**EXERCISE DIRECTIONS**
Report how many lines hold the string "this". Give the number and nothing else.

=== INFORMATION PROVIDED ===

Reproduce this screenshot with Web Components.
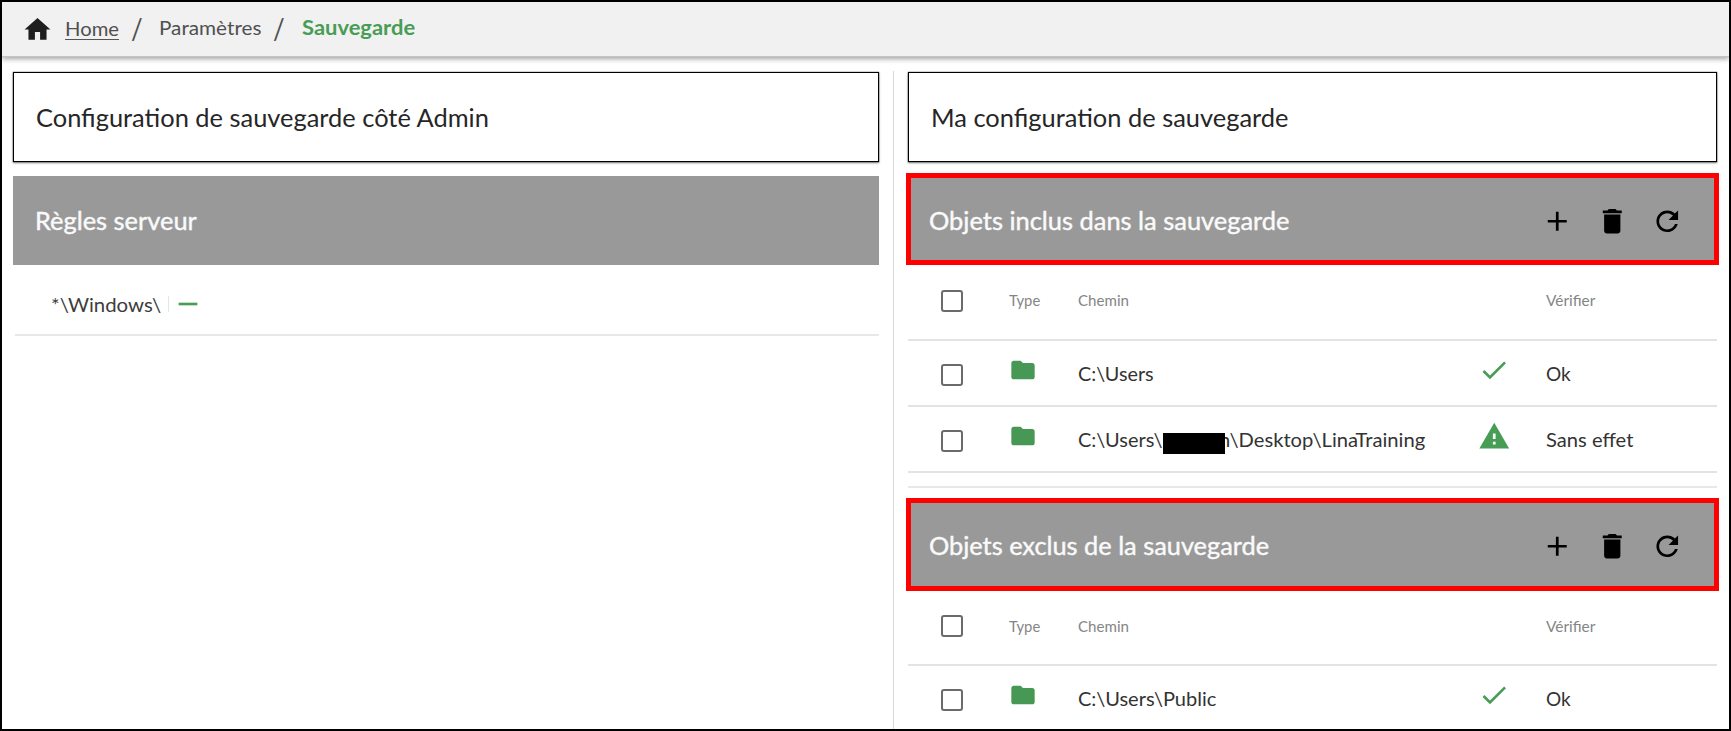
<!DOCTYPE html>
<html lang="fr">
<head>
<meta charset="utf-8">
<title>Sauvegarde</title>
<style>
  html, body { margin: 0; height: 100%; }
  body { font-family: Lato, "Open Sans", sans-serif; color: #2a2a2a; background: #fff; overflow: hidden; }
</style>
</head>
<body>
<backup-page></backup-page>
<script>
const define = (name, html, setup) => {
  const template = document.createElement('template');
  template.innerHTML = html;
  customElements.define(name, class extends HTMLElement {
    connectedCallback() {
      if (this.shadowRoot) return;
      this.attachShadow({ mode: 'open' }).append(template.content.cloneNode(true));
      if (setup) setup(this, this.shadowRoot);
    }
  });
};

/* Text condensed or expanded to an exact advance width. */
define('fit-text', `
<style>
  :host { display: inline-block; white-space: nowrap; line-height: 1.2; flex: none; }
  span { display: inline-block; transform-origin: 0 50%; white-space: pre; }
</style><span><slot></slot></span>`, (el, root) => {
  const span = root.querySelector('span');
  const w = +el.getAttribute('w');
  span.style.transform = 'scaleX(' + w / span.offsetWidth + ')';
  el.style.width = w + 'px';
});

const ICONS = {
  home: 'M10 20v-6h4v6h5v-8h3L12 3 2 12h3v8z',
  add: 'M19 13h-6v6h-2v-6H5v-2h6V5h2v6h6v2z',
  delete: 'M6 19c0 1.1.9 2 2 2h8c1.1 0 2-.9 2-2V7H6v12zM19 4h-3.5l-1-1h-5l-1 1H5v2h14V4z',
  refresh: 'M17.65 6.35C16.2 4.9 14.21 4 12 4c-4.42 0-7.99 3.58-7.99 8s3.57 8 7.99 8c3.73 0 6.84-2.55 7.73-6h-2.08c-.82 2.33-3.04 4-5.65 4-3.31 0-6-2.69-6-6s2.69-6 6-6c1.66 0 3.14.69 4.22 1.78L13 11h7V4l-2.35 2.35z',
  folder: 'M10 4H4c-1.1 0-1.99.9-1.99 2L2 18c0 1.1.9 2 2 2h16c1.1 0 2-.9 2-2V8c0-1.1-.9-2-2-2h-8l-2-2z',
  check: 'M9 16.17L4.83 12l-1.42 1.41L9 19 21 7l-1.41-1.41z',
  warning: 'M1 21h22L12 2 1 21zm12-3h-2v-2h2v2zm0-4h-2v-4h2v4z',
  remove: 'M19 13H5v-2h14v2z'
};
define('ui-icon', `
<style>:host { display: block; flex: none; } svg { display: block; fill: currentColor; width: 100%; height: 100%; }</style>
<svg viewBox="0 0 24 24"><path/></svg>`, (el, root) => {
  const s = el.getAttribute('size');
  el.style.width = el.style.height = s + 'px';
  root.querySelector('path').setAttribute('d', ICONS[el.getAttribute('name')]);
});

define('check-box', `
<style>:host { display: block; box-sizing: border-box; width: 22px; height: 22px; border: 2px solid #6b6b6b; border-radius: 3px; }</style>`);

define('bread-crumbs', `
<style>
  :host { display: flex; align-items: center; box-sizing: border-box; flex: none; height: 55px; padding: 0 0 5px 20px;
    background: #f1f1f1; border-bottom: 1px solid #c4c4c4; box-shadow: 0 2px 5px rgba(0,0,0,.36); font-size: 19.5px; color: #505050; position: relative; }
  ui-icon { color: #1e1e1e; margin: 6px 12px 0 0; }
  .home { margin-top: 5px; border-bottom: 1.5px solid #555; line-height: 20px; height: 20px; margin-right: 12px; }
  .sep { font-size: 28px; margin-top: 4px; }
  .par { margin: 2px 12px 0 16px; }
  .cur { margin: 1px 0 0 17px; color: #489d56; font-weight: 700; font-size: 20px; }
</style>
<ui-icon name="home" size="31"></ui-icon>
<fit-text class="home" w="54">Home</fit-text>
<fit-text class="sep" w="12">/</fit-text>
<fit-text class="par" w="102">Paramètres</fit-text>
<fit-text class="sep" w="12">/</fit-text>
<fit-text class="cur" w="113">Sauvegarde</fit-text>`);

define('title-card', `
<style>:host { display: flex; align-items: center; box-sizing: border-box; height: 90px; flex: none; margin: 1px 0 14px; padding: 1px 0 0 22px;
  border: 1px solid #000; box-shadow: 0 0 1px rgba(0,0,0,.8), 0 1px 2px rgba(0,0,0,.5); font-size: 24.3px; color: #262626; }</style><slot></slot>`);

define('section-bar', `
<style>
  :host { display: flex; align-items: center; box-sizing: border-box; height: 89px; flex: none; padding: 0 38px 0 21.5px; background: #999; color: #fafafa; font-size: 24.3px; -webkit-text-stroke: .4px #fafafa; }
  :host([outlined]) { height: 92px; margin: -3px -2px 0; padding: 3px 31px 0 18px; border: 5px solid #f00; }
  :host([tall]) { height: 93px; }
  div { display: flex; gap: 22.5px; margin: 1px 0 0 auto; color: #000; }
  :host([tall]) div { margin-top: 0; }
</style>
<slot></slot><div><slot name="actions"></slot></div>`);

define('object-row', `
<style>
  :host { display: grid; grid-template-columns: 68px 69px 400px 68px 1fr; align-items: center; box-sizing: border-box; flex: none;
    height: 66px; padding-left: 33px; border-bottom: 2px solid #e3e3e3; font-size: 19px; color: #333; }
  :host([head]) { height: 76px; font-size: 14.8px; color: #858585; }
  :host([short]) { height: 75px; }
  :host([head]) check-box { margin-top: -3px; }
  :host([head]) ::slotted(*) { margin-top: -2px; }
  ::slotted(*) { margin-top: 3px; }
  check-box { margin-top: 4px; }
  .type { margin: -6px 0 0 0; color: #489855; }
</style>
<check-box></check-box>
<slot name="type"><ui-icon class="type" name="folder" size="28"></ui-icon></slot>
<slot name="path"></slot>
<slot name="state"><span></span></slot>
<slot name="verify"></slot>`);

define('rule-row', `
<style>
  :host { display: flex; align-items: center; box-sizing: border-box; height: 71px; margin-left: 2px; padding: 8px 0 0 36px; border-bottom: 2px solid #e8e8e8; font-size: 20px; color: #3d3d3d; }
  i { width: 1px; height: 16px; margin: 1px 3px 0 7px; background: #dfeae5; }
  ui-icon { color: #489d56; margin-top: 0; }
</style>
<slot></slot><i></i><ui-icon name="remove" size="32"></ui-icon>`);

/* Path whose user name is masked by a black block. */
define('masked-path', `
<style>
  :host { display: flex; align-items: center; }
  b { width: 62px; height: 21px; margin: 6px -6px 0 0; background: #000; position: relative; z-index: 1; }
</style>
<fit-text w="85">C:\\Users\\</fit-text><b></b><fit-text w="206">n\\Desktop\\LinaTraining</fit-text>`);

const actions = `<ui-icon slot="actions" name="add" size="32.5"></ui-icon><ui-icon slot="actions" name="delete" size="32.5"></ui-icon><ui-icon slot="actions" name="refresh" size="32.5"></ui-icon>`;
const head = (attr = '') => `<object-row head ${attr}><fit-text slot="type" w="31">Type</fit-text><fit-text slot="path" w="51">Chemin</fit-text><fit-text slot="verify" w="49">Vérifier</fit-text></object-row>`;

define('backup-page', `
<style>
  :host { display: flex; flex-direction: column; box-sizing: border-box; height: 731px; border: 2px solid #000; overflow: hidden; }
  main { display: grid; grid-template-columns: 866px 29px 809px; flex: 1; min-height: 0; padding: 14px 0 0 11px; }
  section { display: flex; flex-direction: column; min-width: 0; }
  .split { margin-left: 14px; width: 1px; background: #d9d9d9; }
  .gap { height: 15px; box-sizing: border-box; flex: none; border-bottom: 2px solid #e8e8e8; }
  .second { display: flex; flex-direction: column; margin-top: 13px; }
  .state { color: #489d56; margin: -7px 0 0 0; }
  .warn { margin: -6px 0 0 -.5px; }
</style>
<bread-crumbs></bread-crumbs>
<main>
  <section>
    <title-card><fit-text w="453">Configuration de sauvegarde côté Admin</fit-text></title-card>
    <section-bar><fit-text w="162">Règles serveur</fit-text></section-bar>
    <rule-row><fit-text w="110">*\\Windows\\</fit-text></rule-row>
  </section>
  <div class="split"></div>
  <section>
    <title-card><fit-text w="358">Ma configuration de sauvegarde</fit-text></title-card>
    <section-bar outlined><fit-text w="361">Objets inclus dans la sauvegarde</fit-text>${actions}</section-bar>
    ${head()}
    <object-row><fit-text slot="path" w="76">C:\\Users</fit-text><ui-icon class="state" slot="state" name="check" size="32"></ui-icon><fit-text slot="verify" w="25">Ok</fit-text></object-row>
    <object-row><masked-path slot="path"></masked-path><ui-icon class="state warn" slot="state" name="warning" size="32.5"></ui-icon><fit-text slot="verify" w="87">Sans effet</fit-text></object-row>
    <div class="gap"></div>
    <div class="second">
      <section-bar outlined tall><fit-text w="340">Objets exclus de la sauvegarde</fit-text>${actions}</section-bar>
      ${head('short')}
      <object-row><fit-text slot="path" w="138">C:\\Users\\Public</fit-text><ui-icon class="state" slot="state" name="check" size="32"></ui-icon><fit-text slot="verify" w="25">Ok</fit-text></object-row>
    </div>
  </section>
</main>`);
</script>
</body>
</html>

===

**WRITTEN ANSWER**
4